Jobs, public debate follow new Augusta spring water plant
A $15.5 million Flow Alkaline Spring Water production plant opening this summer in Augusta County’s Verona area will bring additional jobs to the area.
Nonetheless, Flow Alkaline is facing resistance from a local group worried about the impact of the company’s operations on a local water source, Seawright Springs.
“We are not anti-business or anti-development,” says Verona resident Robin Hawks, a member of the Friends of Seawright Springs group. “We just think citizens should participate so we have the right project in the right place. This is the wrong project in the wrong place.”
Ontario-based Flow Alkaline is expected to create 51 jobs at its Augusta plant, most of them in the skilled trades. Of the 23 people already hired, 22 live within a 25-mile radius of Verona. The Canadian water distributor is leasing and renovating an existing 52,000-square-foot building in Verona’s Mill Place Commerce Park, which will serve as a packaging facility.
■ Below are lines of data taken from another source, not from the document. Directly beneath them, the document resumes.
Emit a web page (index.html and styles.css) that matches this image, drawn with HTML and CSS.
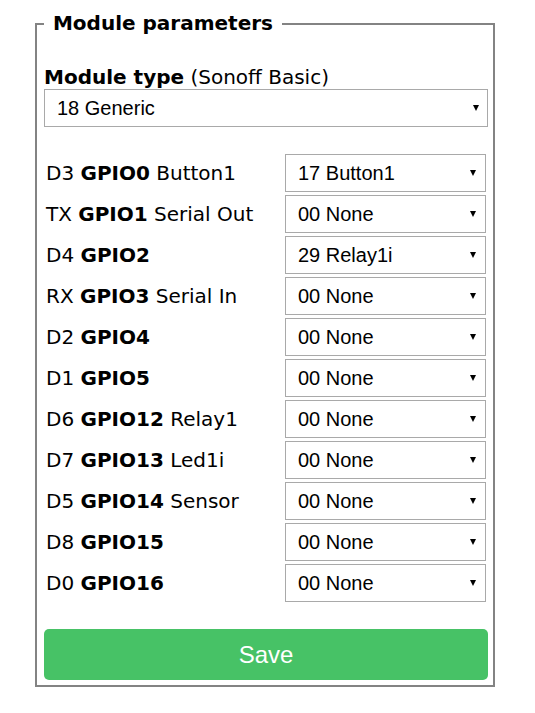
FILE: index.html
```html
<!DOCTYPE html>
<html lang="en">
<head>
<meta charset="utf-8">
<title>Module parameters</title>
<link rel="stylesheet" href="styles.css">
</head>
<body>
<div class="page">
  <fieldset class="panel">
    <legend class="panel-title">&nbsp;Module parameters&nbsp;</legend>
    <form class="form">
      <label class="type-label" for="g99"><b>Module type</b> (Sonoff Basic)</label>
      <div class="sel sel-wide"><select id="g99"><option>18 Generic</option></select></div>
      <div class="gpio">
        <label class="gpio-name">D3 <b>GPIO0</b> Button1</label>
        <div class="sel"><select><option>17 Button1</option></select></div>
        <label class="gpio-name">TX <b>GPIO1</b> Serial Out</label>
        <div class="sel"><select><option>00 None</option></select></div>
        <label class="gpio-name">D4 <b>GPIO2</b></label>
        <div class="sel"><select><option>29 Relay1i</option></select></div>
        <label class="gpio-name">RX <b>GPIO3</b> Serial In</label>
        <div class="sel"><select><option>00 None</option></select></div>
        <label class="gpio-name">D2 <b>GPIO4</b></label>
        <div class="sel"><select><option>00 None</option></select></div>
        <label class="gpio-name">D1 <b>GPIO5</b></label>
        <div class="sel"><select><option>00 None</option></select></div>
        <label class="gpio-name">D6 <b>GPIO12</b> Relay1</label>
        <div class="sel"><select><option>00 None</option></select></div>
        <label class="gpio-name">D7 <b>GPIO13</b> Led1i</label>
        <div class="sel"><select><option>00 None</option></select></div>
        <label class="gpio-name">D5 <b>GPIO14</b> Sensor</label>
        <div class="sel"><select><option>00 None</option></select></div>
        <label class="gpio-name">D8 <b>GPIO15</b></label>
        <div class="sel"><select><option>00 None</option></select></div>
        <label class="gpio-name">D0 <b>GPIO16</b></label>
        <div class="sel"><select><option>00 None</option></select></div>
      </div>
      <button class="save" type="button">Save</button>
    </form>
  </fieldset>
</div>
</body>
</html>
```

FILE: styles.css
```css
html, body {
  margin: 0;
  background: #fff;
}

body {
  font-family: "DejaVu Sans", Verdana, sans-serif;
  font-size: 20px;
  color: #000;
}

.page {
  padding: 12px 0 0 35px;
}

.panel {
  box-sizing: border-box;
  width: 460px;
  min-width: 0;
  margin: 0;
  border: 2px solid #838383;
  padding: 0 5px 5px 7px;
}

.panel-title {
  padding: 0 2px;
  font-weight: bold;
  line-height: 23px;
}

.form {
  display: flex;
  flex-direction: column;
}

.type-label {
  margin-top: 31px;
  line-height: 23px;
}

.sel {
  position: relative;
}

.sel select {
  -webkit-appearance: none;
  appearance: none;
  display: block;
  box-sizing: border-box;
  width: 100%;
  height: 38px;
  margin: 0;
  padding: 0 0 0 12px;
  border: 1px solid #a9a9a9;
  border-radius: 0;
  background: #fff;
  color: #000;
  font-family: "Liberation Sans", Arial, sans-serif;
  font-size: 20px;
}

.sel::after {
  content: "";
  position: absolute;
  right: 10px;
  top: 50%;
  margin-top: -3px;
  border-left: 3.5px solid transparent;
  border-right: 3.5px solid transparent;
  border-top: 6px solid #000;
  pointer-events: none;
}

.sel-wide::after {
  right: 9px;
}

.gpio {
  display: grid;
  grid-template-columns: 1fr 201px;
  column-gap: 2px;
  row-gap: 3px;
  padding: 0 2px;
  margin-top: 27px;
}

.gpio-name {
  align-self: center;
  line-height: 23px;
}

.save {
  margin-top: 27px;
  height: 51px;
  border: 0;
  border-radius: 5px;
  background: #47c266;
  color: #fff;
  font-family: "Liberation Sans", Arial, sans-serif;
  font-size: 24px;
}
```
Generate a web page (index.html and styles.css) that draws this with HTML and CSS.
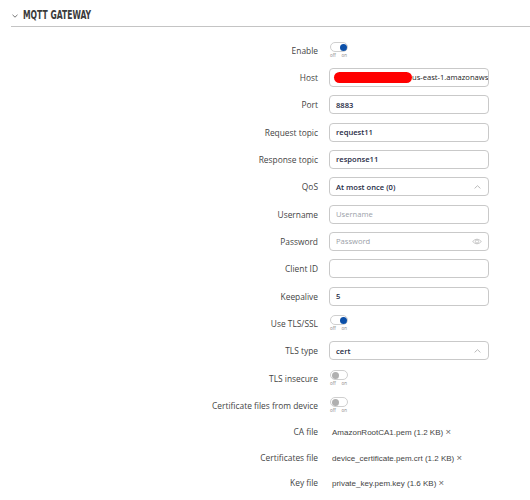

Flow Alkaline spokeswoman Autumn Furr says the company chose Verona because the spring “had almost identical properties in terms of taste and minerals to our original source in Bruce County, Canada. Moreover, the production location is strategically positioned along the I-81 corridor, within a day’s drive of major markets and distribution centers.”
“This is a great international company,” says Augusta County Director of Economic Development and Tourism Amanda Glover. “It complements our food and beverage cluster.”
Nevertheless, the Friends of Seawright Springs group has a raft of concerns about the plant, ranging from zoning to water usage to transportation and public safety.
“We feel the area is not zoned properly” and a special-use permit should be required, says Hawks, adding the group also worries about potential traffic hazards from tankers transporting water along a narrow highway that passes by county schools.
The county and state didn’t give citizens the opportunity “to voice concerns,” Hawks says. “It was a done deal. What that says to taxpayers is: We don’t care what you say or need.”
But the county contends that “no special-use permit is required,” says Glover, adding that Board of Supervisors members have met with concerned citizens, and county staff have also offered to talk to the Seawright Springs group.
As for Flow Alkaline, Furr says the company takes its “environmental and safety responsibilities very seriously and will work to ensure there are no adverse impacts, either on other water users or those we share the roads with.”
Friends of Seawright Springs has filed an appeal with the Board of Zoning Appeals. “If they accept our appeal,” Hawks says, “we make our case and let the Board of Zoning Appeals determine if this is an appropriate project.”